• **The problem**:
Skip the pictures and repeat each line of the data exactly.

• **Supplied material**:

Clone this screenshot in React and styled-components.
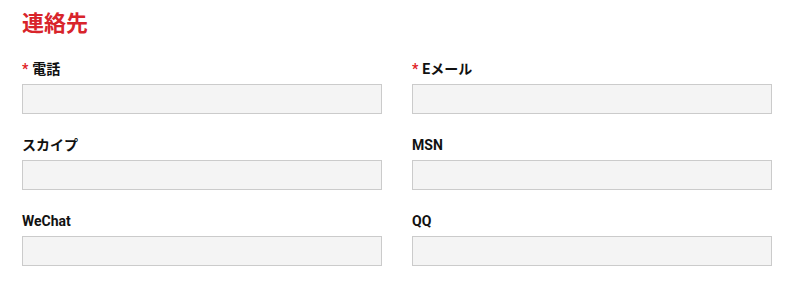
import React from "react";
import styled, { createGlobalStyle } from "styled-components";

const Global = createGlobalStyle`
  html, body { margin: 0; padding: 0; background: #fff; }
  body { font-family: Roboto, "Noto Sans CJK JP", sans-serif; }
`;

const Page = styled.div`
  padding: 10px 28px 0 22px;
`;

const Title = styled.h2`
  margin: 0 0 27px;
  font-family: "Noto Sans CJK JP", sans-serif;
  font-size: 22px;
  line-height: 22px;
  font-weight: 700;
  color: #d8242b;
`;

const Grid = styled.div`
  display: grid;
  grid-template-columns: 360px 360px;
  column-gap: 30px;
  row-gap: 21px;
`;

const Field = styled.div`
  display: flex;
  flex-direction: column;
  gap: 5px;
`;

const Label = styled.label`
  display: block;
  height: 20px;
  font-family: Roboto, "Noto Sans CJK JP", sans-serif;
  font-size: 14px;
  line-height: 20px;
  font-weight: 700;
  color: #111;
`;

const Req = styled.span`
  color: #e0201f;
  margin-right: 4px;
`;

const Input = styled.input`
  box-sizing: border-box;
  width: 360px;
  height: 30px;
  margin: 0;
  padding: 0 8px;
  background: #f4f4f4;
  border: 1px solid #cbcbcb;
  border-radius: 0;
  outline: none;
  font-family: Roboto, sans-serif;
  font-size: 14px;
`;

const fields = [
  { label: "電話", required: true },
  { label: "Eメール", required: true },
  { label: "スカイプ" },
  { label: "MSN" },
  { label: "WeChat" },
  { label: "QQ" },
];

export default function App() {
  return (
    <>
      <Global />
      <Page>
        <Title>連絡先</Title>
        <Grid>
          {fields.map((f) => (
            <Field key={f.label}>
              <Label>
                {f.required && <Req>*</Req>}
                {f.label}
              </Label>
              <Input type="text" />
            </Field>
          ))}
        </Grid>
      </Page>
    </>
  );
}
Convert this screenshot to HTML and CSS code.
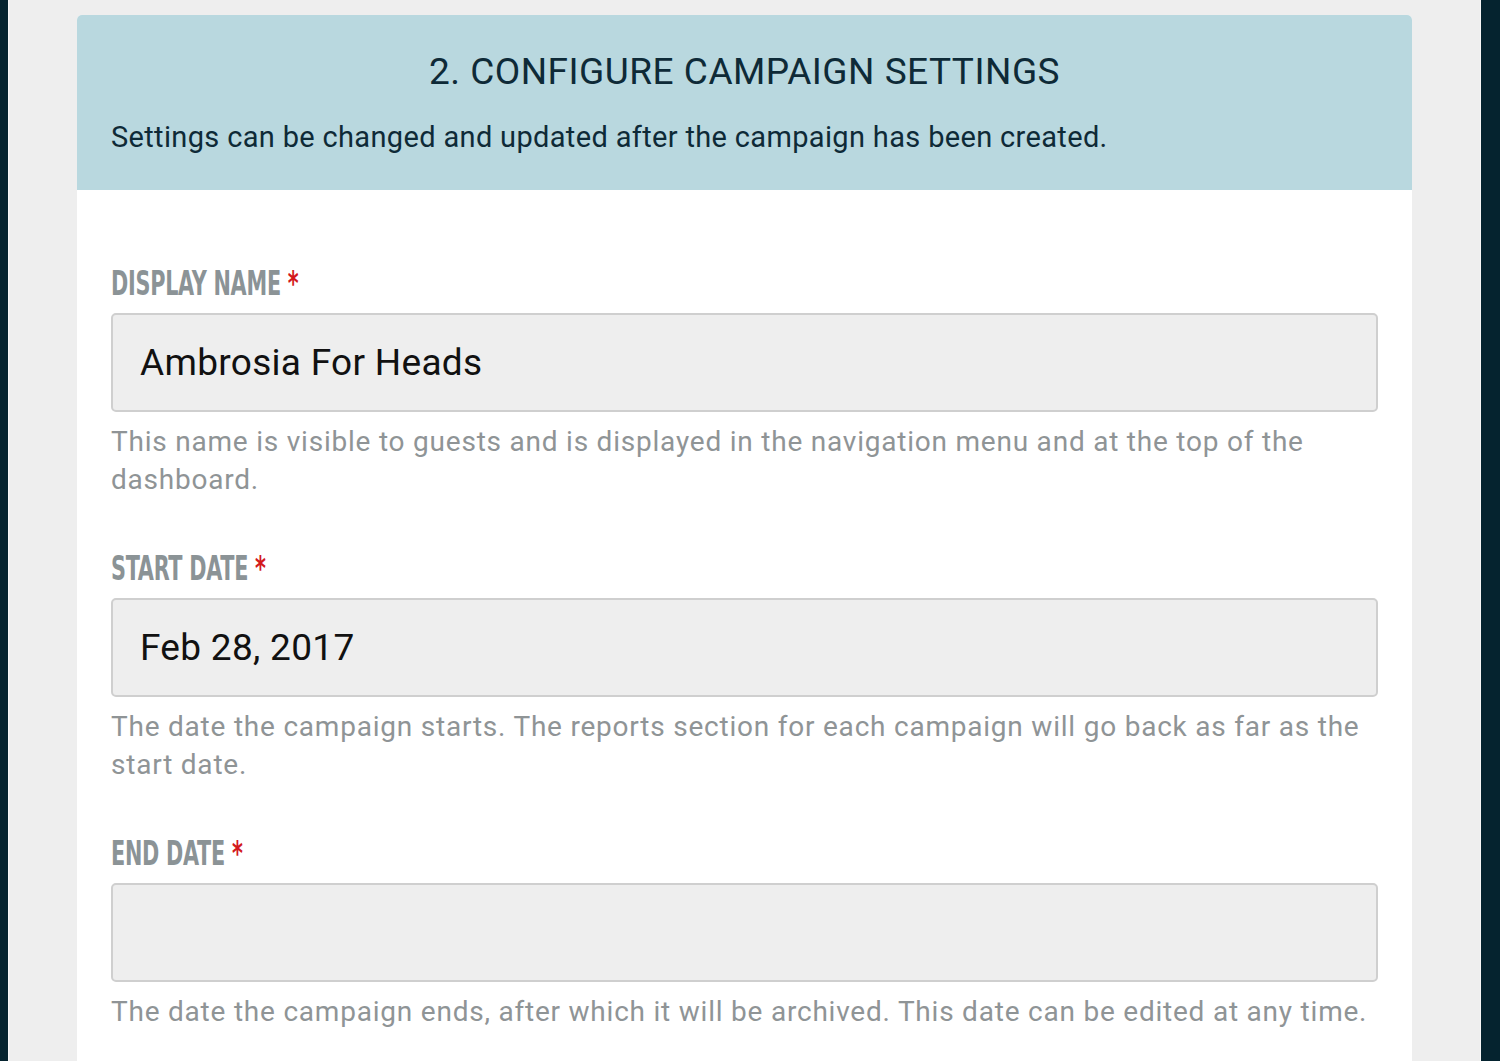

• **Task response**:
Clone this screenshot in React and styled-components.
import React from "react";
import styled, { createGlobalStyle } from "styled-components";

const Global = createGlobalStyle`
  html, body { margin: 0; padding: 0; background: #fff; }
  body { font-family: Roboto, "Noto Sans CJK JP", sans-serif; }
`;

const Page = styled.div`
  padding: 10px 28px 0 22px;
`;

const Title = styled.h2`
  margin: 0 0 27px;
  font-family: "Noto Sans CJK JP", sans-serif;
  font-size: 22px;
  line-height: 22px;
  font-weight: 700;
  color: #d8242b;
`;

const Grid = styled.div`
  display: grid;
  grid-template-columns: 360px 360px;
  column-gap: 30px;
  row-gap: 21px;
`;

const Field = styled.div`
  display: flex;
  flex-direction: column;
  gap: 5px;
`;

const Label = styled.label`
  display: block;
  height: 20px;
  font-family: Roboto, "Noto Sans CJK JP", sans-serif;
  font-size: 14px;
  line-height: 20px;
  font-weight: 700;
  color: #111;
`;

const Req = styled.span`
  color: #e0201f;
  margin-right: 4px;
`;

const Input = styled.input`
  box-sizing: border-box;
  width: 360px;
  height: 30px;
  margin: 0;
  padding: 0 8px;
  background: #f4f4f4;
  border: 1px solid #cbcbcb;
  border-radius: 0;
  outline: none;
  font-family: Roboto, sans-serif;
  font-size: 14px;
`;

const fields = [
  { label: "電話", required: true },
  { label: "Eメール", required: true },
  { label: "スカイプ" },
  { label: "MSN" },
  { label: "WeChat" },
  { label: "QQ" },
];

export default function App() {
  return (
    <>
      <Global />
      <Page>
        <Title>連絡先</Title>
        <Grid>
          {fields.map((f) => (
            <Field key={f.label}>
              <Label>
                {f.required && <Req>*</Req>}
                {f.label}
              </Label>
              <Input type="text" />
            </Field>
          ))}
        </Grid>
      </Page>
    </>
  );
}
Convert this screenshot to HTML and CSS code.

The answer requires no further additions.